Hundreds of Italian immigrants, like the ones pictured in this undated photo, immigrated to Sunnyside Plantation in hopes of a better life in 1895. (Courtesy Cries of the Cottonfield)

When you think of Lake Village, you might think of the Delta and agriculture. But thanks to an updated version of a beloved book and a new documentary, many people are learning more about the history of Italian culture in what was once known as Sunnyside.

Libby Olivi Borgognoni, 89, the daughter and granddaughter of Italian immigrants who labored at the Sunnyside Plantation in Lake Village, wrote the original “Italians of Sunnyside” book about the plantation in 1995 to celebrate the 100-year anniversary of the establishment of the Italian colony.

Borgognoni lived in a primitive home at the Sunnyside plantation, picking cotton alongside her family. 

“From my earliest childhood memories we spoke only Italian with my nonna (grandmother), who lived with us until she died when I was 10,” Borgognoni said. “She told me all the beautiful memories of the life she had lived and left in Italy to come to America to find great trials in the cotton fields.”

In 1956, Borgognoni married and began to take a keen interest in her and her husband Tony’s Italian heritage. 

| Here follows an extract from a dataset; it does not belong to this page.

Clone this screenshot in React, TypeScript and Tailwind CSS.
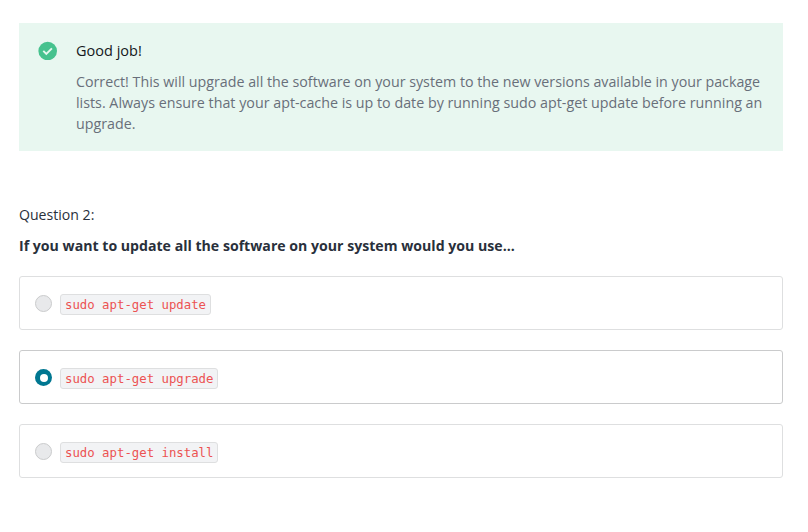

“After I married Tony, a fellow Italian, it was my desire to go and visit every Italian family who immigrated to Sunnyside to hear their stories,” she said. “I then was inspired to recount excerpts of these fascinating stories in my book, ‘Italians of Sunnyside.’”

“It was downtown that many of the older Italians, knowing I spoke Italian, would come by, telling me their stories about their lives in Italy and the trials they endured here in America. All of this had me wanting to learn more.”

Starting in 1969, Borgognoni spent the next 55 years compiling documents and interviewing Italian immigrants and their families. When Borgognoni published the first edition of “Italians of Sunnyside” for the 100th anniversary celebration, nearly 4,000 Italian descendants attended the event. 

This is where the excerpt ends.